- [Your objective]: Transcribe all of the data exactly. Omit the pictures.
::: Supplied data
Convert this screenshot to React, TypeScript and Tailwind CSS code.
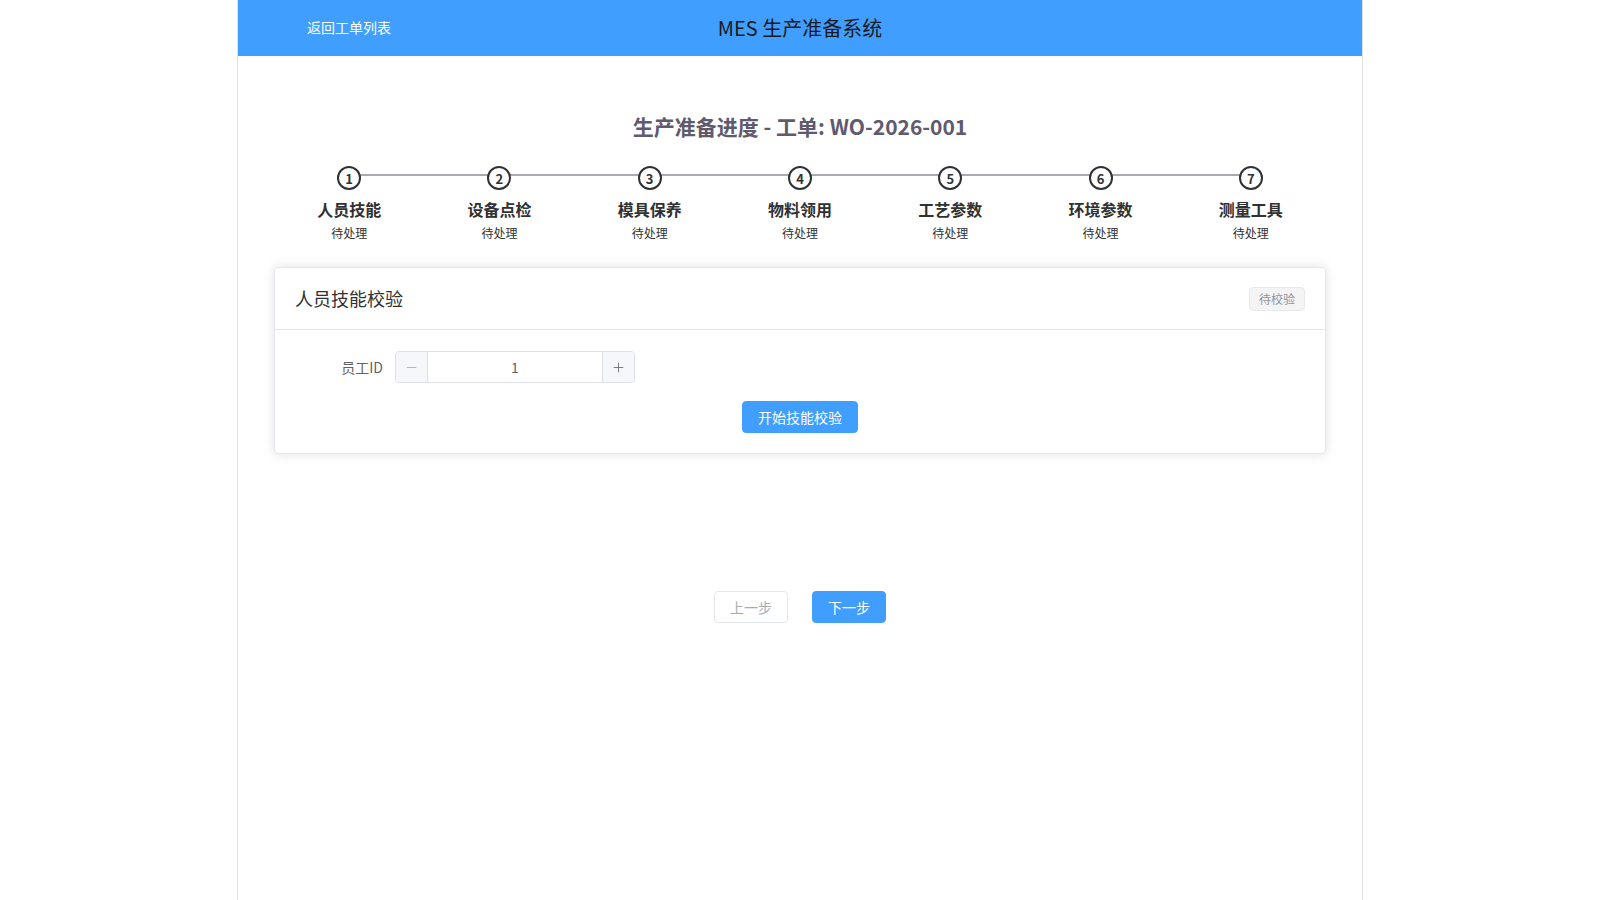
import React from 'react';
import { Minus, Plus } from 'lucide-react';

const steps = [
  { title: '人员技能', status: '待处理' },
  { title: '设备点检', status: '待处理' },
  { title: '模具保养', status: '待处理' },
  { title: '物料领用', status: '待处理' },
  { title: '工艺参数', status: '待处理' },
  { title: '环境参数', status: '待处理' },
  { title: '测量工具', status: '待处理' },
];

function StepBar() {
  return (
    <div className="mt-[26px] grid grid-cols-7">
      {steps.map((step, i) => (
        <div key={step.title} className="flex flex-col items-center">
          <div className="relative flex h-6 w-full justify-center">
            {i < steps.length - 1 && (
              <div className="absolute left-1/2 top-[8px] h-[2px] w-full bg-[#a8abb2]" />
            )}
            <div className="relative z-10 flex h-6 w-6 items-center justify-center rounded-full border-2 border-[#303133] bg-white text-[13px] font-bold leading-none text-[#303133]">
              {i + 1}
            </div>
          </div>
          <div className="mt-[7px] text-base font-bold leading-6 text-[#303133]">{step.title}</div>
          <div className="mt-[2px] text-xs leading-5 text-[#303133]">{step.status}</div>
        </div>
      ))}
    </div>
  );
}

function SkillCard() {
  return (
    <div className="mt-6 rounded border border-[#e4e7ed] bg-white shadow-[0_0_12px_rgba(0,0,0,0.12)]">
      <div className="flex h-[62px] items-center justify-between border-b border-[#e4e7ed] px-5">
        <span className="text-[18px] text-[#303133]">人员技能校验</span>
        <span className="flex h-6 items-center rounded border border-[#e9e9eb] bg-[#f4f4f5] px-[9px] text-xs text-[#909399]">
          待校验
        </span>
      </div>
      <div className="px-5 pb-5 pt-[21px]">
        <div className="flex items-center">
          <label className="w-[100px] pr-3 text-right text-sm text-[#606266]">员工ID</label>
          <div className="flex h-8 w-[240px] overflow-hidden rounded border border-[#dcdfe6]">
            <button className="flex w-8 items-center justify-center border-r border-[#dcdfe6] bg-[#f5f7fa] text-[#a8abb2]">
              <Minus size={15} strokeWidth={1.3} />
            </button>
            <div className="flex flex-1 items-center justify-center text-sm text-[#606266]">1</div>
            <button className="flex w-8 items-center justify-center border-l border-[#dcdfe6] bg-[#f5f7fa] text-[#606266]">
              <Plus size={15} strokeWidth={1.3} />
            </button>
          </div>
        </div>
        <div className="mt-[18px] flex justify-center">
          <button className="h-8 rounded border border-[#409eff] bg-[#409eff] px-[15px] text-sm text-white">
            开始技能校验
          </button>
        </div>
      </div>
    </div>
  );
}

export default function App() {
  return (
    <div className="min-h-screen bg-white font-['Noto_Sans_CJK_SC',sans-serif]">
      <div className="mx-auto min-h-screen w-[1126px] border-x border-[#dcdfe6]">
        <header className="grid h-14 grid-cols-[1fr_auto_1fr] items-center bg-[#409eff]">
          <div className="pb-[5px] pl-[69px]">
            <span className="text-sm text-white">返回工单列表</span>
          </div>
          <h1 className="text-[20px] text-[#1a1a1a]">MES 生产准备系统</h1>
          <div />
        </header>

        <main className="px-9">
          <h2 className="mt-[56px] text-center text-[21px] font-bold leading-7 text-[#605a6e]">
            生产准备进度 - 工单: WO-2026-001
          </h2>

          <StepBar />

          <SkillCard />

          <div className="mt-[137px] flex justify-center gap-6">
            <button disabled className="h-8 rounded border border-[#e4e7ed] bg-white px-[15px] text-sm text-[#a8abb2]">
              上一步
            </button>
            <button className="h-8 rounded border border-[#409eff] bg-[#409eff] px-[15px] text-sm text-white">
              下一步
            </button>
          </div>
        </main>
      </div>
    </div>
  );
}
::::::
- [Output for this exercise]:
Convert this screenshot to React, TypeScript and Tailwind CSS code.
import React from 'react';
import { Minus, Plus } from 'lucide-react';

const steps = [
  { title: '人员技能', status: '待处理' },
  { title: '设备点检', status: '待处理' },
  { title: '模具保养', status: '待处理' },
  { title: '物料领用', status: '待处理' },
  { title: '工艺参数', status: '待处理' },
  { title: '环境参数', status: '待处理' },
  { title: '测量工具', status: '待处理' },
];

function StepBar() {
  return (
    <div className="mt-[26px] grid grid-cols-7">
      {steps.map((step, i) => (
        <div key={step.title} className="flex flex-col items-center">
          <div className="relative flex h-6 w-full justify-center">
            {i < steps.length - 1 && (
              <div className="absolute left-1/2 top-[8px] h-[2px] w-full bg-[#a8abb2]" />
            )}
            <div className="relative z-10 flex h-6 w-6 items-center justify-center rounded-full border-2 border-[#303133] bg-white text-[13px] font-bold leading-none text-[#303133]">
              {i + 1}
            </div>
          </div>
          <div className="mt-[7px] text-base font-bold leading-6 text-[#303133]">{step.title}</div>
          <div className="mt-[2px] text-xs leading-5 text-[#303133]">{step.status}</div>
        </div>
      ))}
    </div>
  );
}

function SkillCard() {
  return (
    <div className="mt-6 rounded border border-[#e4e7ed] bg-white shadow-[0_0_12px_rgba(0,0,0,0.12)]">
      <div className="flex h-[62px] items-center justify-between border-b border-[#e4e7ed] px-5">
        <span className="text-[18px] text-[#303133]">人员技能校验</span>
        <span className="flex h-6 items-center rounded border border-[#e9e9eb] bg-[#f4f4f5] px-[9px] text-xs text-[#909399]">
          待校验
        </span>
      </div>
      <div className="px-5 pb-5 pt-[21px]">
        <div className="flex items-center">
          <label className="w-[100px] pr-3 text-right text-sm text-[#606266]">员工ID</label>
          <div className="flex h-8 w-[240px] overflow-hidden rounded border border-[#dcdfe6]">
            <button className="flex w-8 items-center justify-center border-r border-[#dcdfe6] bg-[#f5f7fa] text-[#a8abb2]">
              <Minus size={15} strokeWidth={1.3} />
            </button>
            <div className="flex flex-1 items-center justify-center text-sm text-[#606266]">1</div>
            <button className="flex w-8 items-center justify-center border-l border-[#dcdfe6] bg-[#f5f7fa] text-[#606266]">
              <Plus size={15} strokeWidth={1.3} />
            </button>
          </div>
        </div>
        <div className="mt-[18px] flex justify-center">
          <button className="h-8 rounded border border-[#409eff] bg-[#409eff] px-[15px] text-sm text-white">
            开始技能校验
          </button>
        </div>
      </div>
    </div>
  );
}

export default function App() {
  return (
    <div className="min-h-screen bg-white font-['Noto_Sans_CJK_SC',sans-serif]">
      <div className="mx-auto min-h-screen w-[1126px] border-x border-[#dcdfe6]">
        <header className="grid h-14 grid-cols-[1fr_auto_1fr] items-center bg-[#409eff]">
          <div className="pb-[5px] pl-[69px]">
            <span className="text-sm text-white">返回工单列表</span>
          </div>
          <h1 className="text-[20px] text-[#1a1a1a]">MES 生产准备系统</h1>
          <div />
        </header>

        <main className="px-9">
          <h2 className="mt-[56px] text-center text-[21px] font-bold leading-7 text-[#605a6e]">
            生产准备进度 - 工单: WO-2026-001
          </h2>

          <StepBar />

          <SkillCard />

          <div className="mt-[137px] flex justify-center gap-6">
            <button disabled className="h-8 rounded border border-[#e4e7ed] bg-white px-[15px] text-sm text-[#a8abb2]">
              上一步
            </button>
            <button className="h-8 rounded border border-[#409eff] bg-[#409eff] px-[15px] text-sm text-white">
              下一步
            </button>
          </div>
        </main>
      </div>
    </div>
  );
}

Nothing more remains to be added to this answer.